Exterior styling is always subjective, but at the very least, the FX's appearance will be polarizing. It looks like someone fused a sports coupe upper body to an SUV lower body. Infiniti refers to the FX as a "bionic cheetah," and from certain front angles it does have the muscular guise of this feline. For an SUV-type vehicle, there are precious few straight lines on this car this is not just another boxy SUV. Especially unique is the angled C-pillar, which gives the illusion that the roof had to be stretched to cover the rear glass.
Intended as a premium crossover SUV, the FX35/45 offers some of the best qualities of a car and an SUV all in one package and with little compromise. Luxury is abundant and both vehicles come standard with reclining rear seats, power front seats, ABS with BrakeAssist, dual-zone climate control, HID headlights (both high and low beam) and an in-dash six-disc CD changer. The FX45 adds heated outside mirrors, driver memory system, one-touch up and down windows for all four positions and 20-inch wheels (the FX35 comes with 18s).
The base vehicles offer plenty of luxury, but the optional equipment packages are where the real fun stuff is found. The V8 Premium Package adds an 11-speaker and 320-watt Bose audio system, steering wheel-mounted controls, Homelink and a cargo net. Add the Technology Package and you get a navigation system, DVD entertainment system, rearview monitor, tire-pressure monitor and an ultracool Intelligent Key system that uses only an electronic signal instead of the traditional metal key.
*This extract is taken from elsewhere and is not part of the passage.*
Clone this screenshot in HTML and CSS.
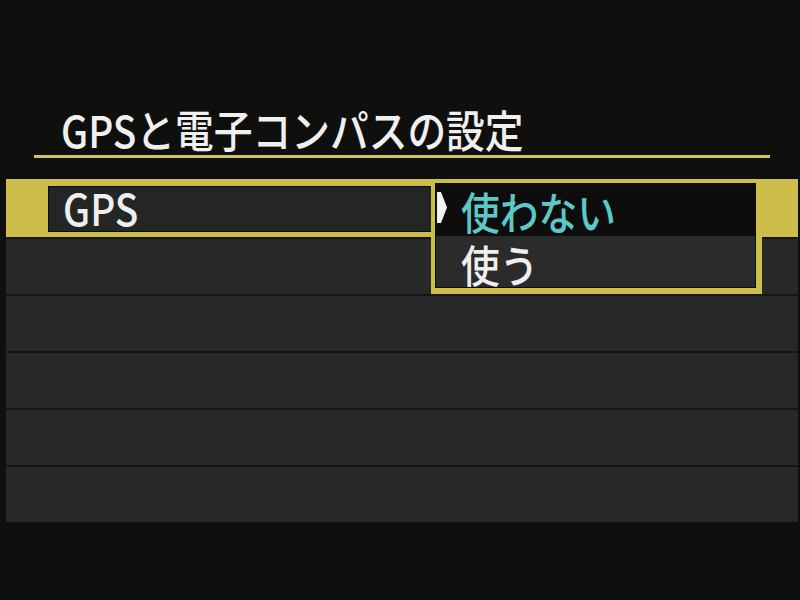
FILE: index.html
```html
<!DOCTYPE html>
<html lang="ja">
<head>
<meta charset="utf-8">
<title>GPSと電子コンパスの設定</title>
<link rel="stylesheet" href="styles.css">
</head>
<body>
<div class="screen">
  <header class="header">
    <h1 class="title"><span class="cond">GPSと電子コンパスの設定</span></h1>
  </header>
  <div class="list">
    <div class="row row-selected">
      <div class="label"><span class="cond">GPS</span></div>
    </div>
    <div class="row"></div>
    <div class="row"></div>
    <div class="row"></div>
    <div class="row"></div>
    <div class="row"></div>

    <div class="popup">
      <div class="option option-active">
        <svg class="cursor" width="10" height="31" viewBox="0 0 10 31"><polygon points="0,0 4,0 10,15.5 4,31 0,31" fill="#f2f2f2"/></svg>
        <span class="cond">使わない</span>
      </div>
      <div class="option">
        <span class="cond">使う</span>
      </div>
    </div>
  </div>
</div>
</body>
</html>
```

FILE: styles.css
```css
* { box-sizing: border-box; }
html, body {
  margin: 0;
  padding: 0;
  width: 800px;
  height: 600px;
  overflow: hidden;
  background: #0f100e;
}
.screen {
  width: 800px;
  height: 600px;
  font-family: "Noto Sans CJK JP", "Noto Sans", sans-serif;
  font-weight: 500;
  color: #eeeeee;
  background: linear-gradient(#0f100d, #0e0f0f);
}
.cond {
  display: inline-block;
  transform: scaleX(0.88);
  transform-origin: left center;
  white-space: nowrap;
}
.header {
  margin-left: 34px;
  width: 736px;
  padding-top: 107px;
  padding-bottom: 4px;
  border-bottom: 3px solid #cfc35c;
}
.title {
  margin: 0 0 0 27px;
  font-size: 44px;
  line-height: 44px;
  font-weight: 500;
  color: #f0f0f0;
}
.list {
  position: relative;
  margin-top: 21px;
  margin-left: 6px;
  width: 792px;
  display: flex;
  flex-direction: column;
  gap: 2px;
  background: #141514;
}
.row {
  height: 55px;
  background: #272928;
}
.row-selected {
  height: 58px;
  background: #cdbd4a;
  padding: 7px 0 5px 42px;
}
.label {
  width: 400px;
  height: 46px;
  background: #242625;
  border: 1px solid #0b0b0b;
  border-right: 0;
  padding-left: 14px;
  font-size: 44px;
  line-height: 40px;
}
.popup {
  position: absolute;
  left: 425px;
  top: 0;
  width: 331px;
  height: 115px;
  border: solid #cdbd4a;
  border-width: 4px 6px 6px 4px;
  background: #0b0b0b;
  padding: 1px;
  display: flex;
  flex-direction: column;
}
.option {
  display: flex;
  align-items: flex-start;
  font-size: 44px;
  line-height: 40px;
  height: 51px;
  padding-left: 25px;
  padding-top: 8px;
  background: #2a2b2a;
  color: #eeeeee;
  position: relative;
}
.option-active {
  height: 52px;
  padding-top: 7px;
  background: #0d0d0d;
  color: #5cc9c6;
}
.cursor {
  position: absolute;
  left: 1px;
  top: 8px;
}
```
The same packages are available on the V6 model, but that car has an additional Sport Package, which includes 20-inch wheels, sport-tuned suspension and aluminum pedals.
On the winding mountain roads just outside of Palm Springs, the FX45 proved its worth as a genuinely sporty SUV. The vehicle is amazingly well-balanced, and the body exhibits little roll. Massive 265/50 Goodyear Eagles mounted on 20-inch alloy wheels provide more grip than some sports cars. When asked how they were able to offer the production car with 20-inch wheels (just like the concept car), Eijiro Fukai, chief product specialist, said, "The engineers wanted to save money by using smaller wheels, but on this point I would not compromise. [The] FX45 must offer excellent performance on the road for it to be successful." The only drawback to all this canyon-carving performance is that the ride quality can suffer a bit when the road is anything less than smooth.
The 4.5-liter motor is good for 315 horsepower and delivers effortless acceleration. Luckily, all that horsepower can be heard as well as felt. Large chrome dual exhaust pipes resonate with a nice subtle rumble at idle and sound aggressive at launch. The cabin remains quiet, but we found ourselves rolling the rear window down for no other reason than to hear the V8's exhaust note. The 3.5-liter V6 makes 280 hp and produces a higher-pitched exhaust note, which is almost as pleasing as the V8's rumble.
Inside the FX45, there are high-quality materials and contrasting tones that give it an upscale ambience. But it's not just about looks; the interior of the FX is a very comfortable place to pass the time. The eight-way power driver seat can be raised or lowered a full three inches, and the seats themselves have a luxurious feel without being overly soft. Instead of the money-saving silver-colored plastic many companies are using on the dash area, Infiniti put real aluminum on the center console. Just behind the shifter is an opening that can be used as a dual cupholder, or simply a storage box, and even the door for that box is covered with aluminum. The optional 11-speaker Bose stereo sounds incredible and may be one of the few factory-installed systems to rival the Mark Levinson systems offered in many Lexus models.
From behind the wheel, the FX has a noticeably wide stance, and the bulge in the hood gives the driver an authoritative feel. Due to the "sport coupe" look of the roof line, rear visibility suffers a bit. Traditional boxy SUVs offer superior outward visibility in almost every way.
A reasonably equipped FX35 will be priced around $36,000, while fully loaded FX45s will top out at well over $50,000.
The FX35 and FX45 are clearly different and show that Infiniti is willing to take a "no compromises" approach to building high-quality cars that move people emotionally. A blending of sports car and SUV, the FX leans more toward on-road prowess than off-road ability or minivanlike people hauling. At the end of the day, the FX35/45 is exactly what Infiniti claims, a premium crossover SUV. Too bad the word "sport" is hidden in "sport-utility vehicle," because that seems to be where the FX really shines.